Mitch you act like you are the only one who pays taxes. My tax dollar is as good as yours.

Tell me, since you hate the cars racing through YOUR neighborhood, can your local merchants make a living from just you and your neighbor's support? Have you asked them?

Does anyone subsidize any of your activities or are you a wholly self funded man? Did your bike or shoe purchase help build the roads you ride/walk on?

"I think you're missing the fact that people in Clackamas county are not paying for the bridge."

I think you're missing the fact that CoP is doing everything it can not ot pay for the bridge, even though both ends are in Portland. Also, how much is Multnomah paying for Clackamas county bridges Mult residents use?

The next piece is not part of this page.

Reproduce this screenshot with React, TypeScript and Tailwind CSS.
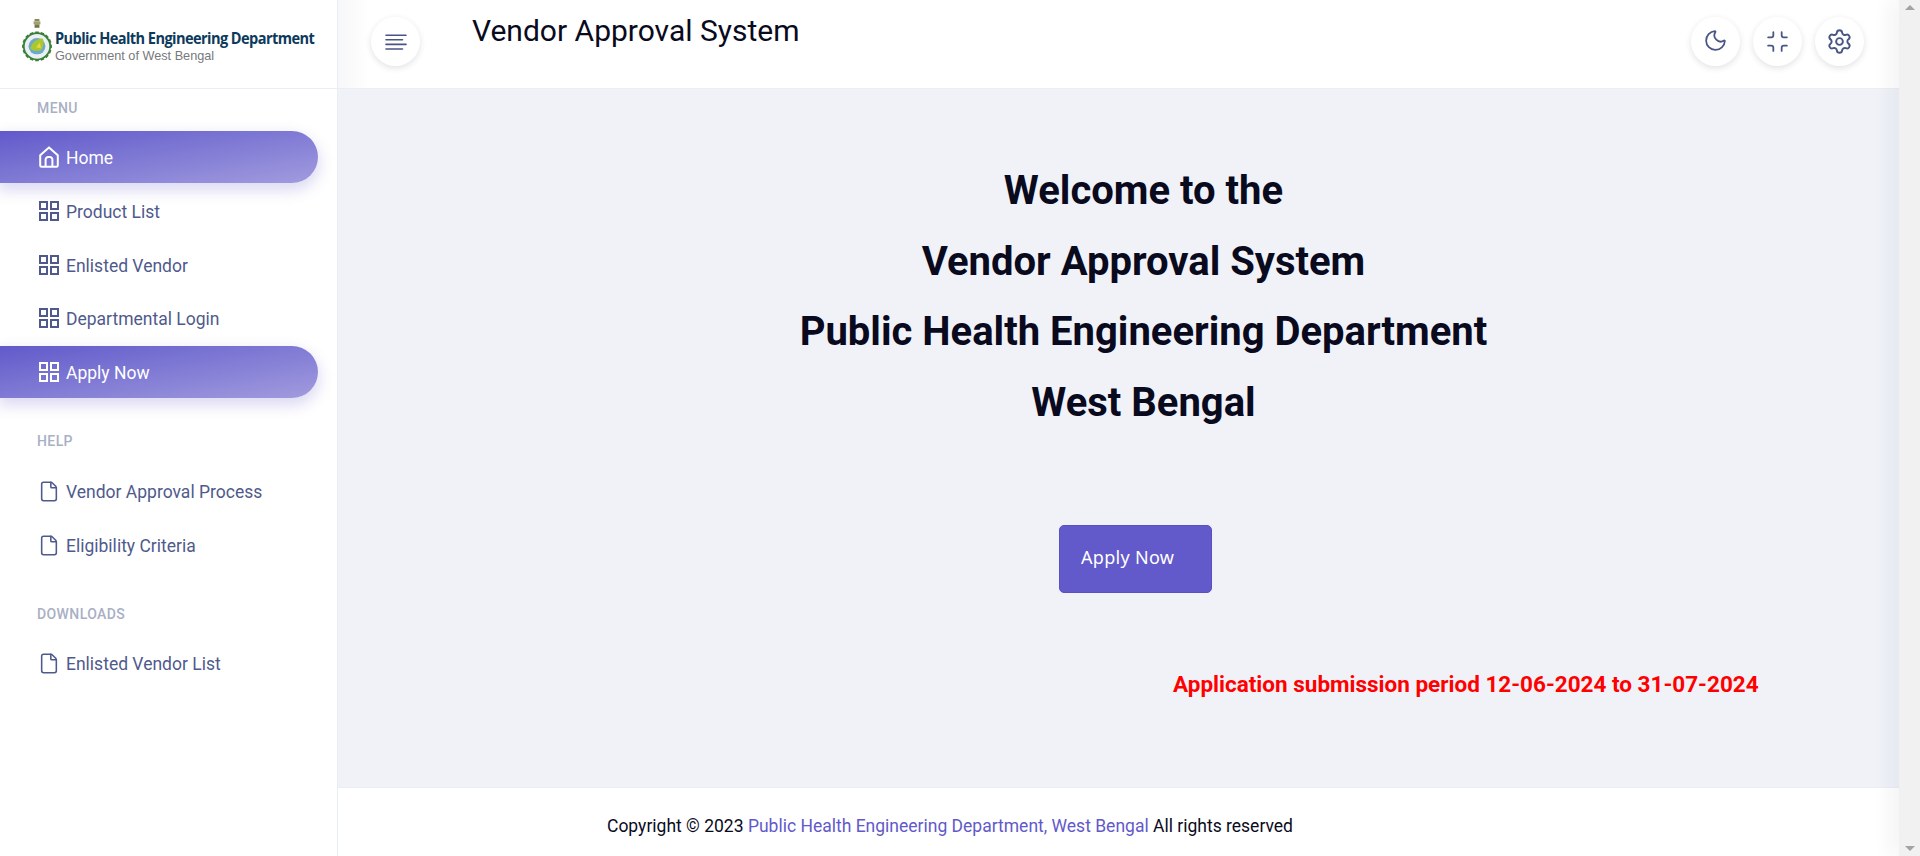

Does anyone subsidize any of your activities or are you a wholly self funded man? Did your bike or shoe purchase help build the roads you ride/walk on?

Posted by Nick Busby | November 8, 2009 8:05 AM

What nick said!!

So it has only taken 80 years or so to get to the point of arguing about bikes and cars sharing the bridge and its approaches.

Vehicular traffic has priority. Period.
3 lanes each way, side-by-side, top or bottom - doesn't matter
We can spend the next 80 years arguing about which of the 3 lanes to morph into a bike lane once Multco outlaws gas powered cars.

All this time and nobody did a damn thing?
And people wonder why there is an exodus from the center of universal stupidity!